Nothing But Hope And Passion
“Ambitious and heartful, together, they’re setting the psychedelic folk world alight with their haunting art. With textured, euphonious vocal performances and deep, intertwining, practiced musical knack, It shouldn’t be long before their name becomes household overseas.”
For Folks Sake
“The first thing that hits you are the incredible vocals of Rebecca Rose. It’s a voice whose hushed, sultry tone and effortless delivery that will stop you in your tracks. And it’s also a voice that floats perfectly over the hazy, delicate sound of Samana. Opener ‘Passing Me By’ fits perfectly into the ‘dreampop’ world, with gently strummed guitars, Fleetwood Mac / Albatross-esque echoing guitar lines and delicate drums which dance delicately around your ear drums. Latest single ’The Glory Of God’ follows suit, all be it with a slight americana twang to the guitars, and EP closer ’The Spirit Moving’ sounds like to could be taken from the soundtrack of a Quentin Tarantino film, riding a deep groove and filled with a devious air of suspense.”
4/5
Music News
“Melancholy Heat is a spiritual embodiment of the most important life lessons. So live freely and listen to Samana”
God Bless The Bands
“Its haunting and hypnotic in its minimalism, sitting somewhere between Tim Buckley and PJ Harvey with shades of Nick Cave and Mazzy Star”
Louder Than War
“If you feel like you need to take out your brain and put it in ice water, give Samana’s stunning new EP a listen. It’s fourteen minutes of trembling, gorgeous folk!”
Gigwise
"Samana’s music seems to exist at the meeting point of a variety of genres, one second they’re dipping their toes into the psych-folk sounds of the 1960’s, the next they’re channelling Mazzy Star-like dream pop, or twanging nods to the Delta Blues. The pair always seem to find a way to root their music into the idea of connection, their songs are stories of humanity, nature and the pursuit of understanding.
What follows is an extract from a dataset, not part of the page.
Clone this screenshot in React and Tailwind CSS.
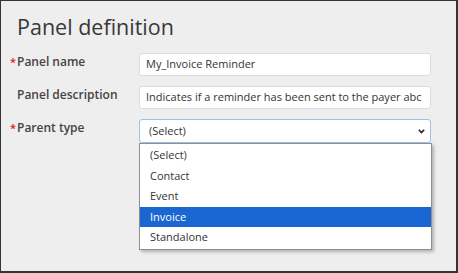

Their music seems to tap into something that’s almost out of fashion in music now; a wide-eyed desire to explore freedom, the natural world and community, to tap into something bigger than the self and to find a different way to live life outside of the everyday.”
For The Rabbits
“Samana’s music, it is sewn with delicate meditative harmonies and rustling alt country instrumentation.”
God Is In The TV
“Harris’s voice, even during the quieter notes, holds such beauty and serenity, balancing deeper sombre tones against gentle fragile notes. It’s such a mesmerising and all-consuming delivery, it just stops you in your tracks.”
Folk Radio UK
“Just poignant and melancholy and beautiful as always with their music. Such beautiful songwriters”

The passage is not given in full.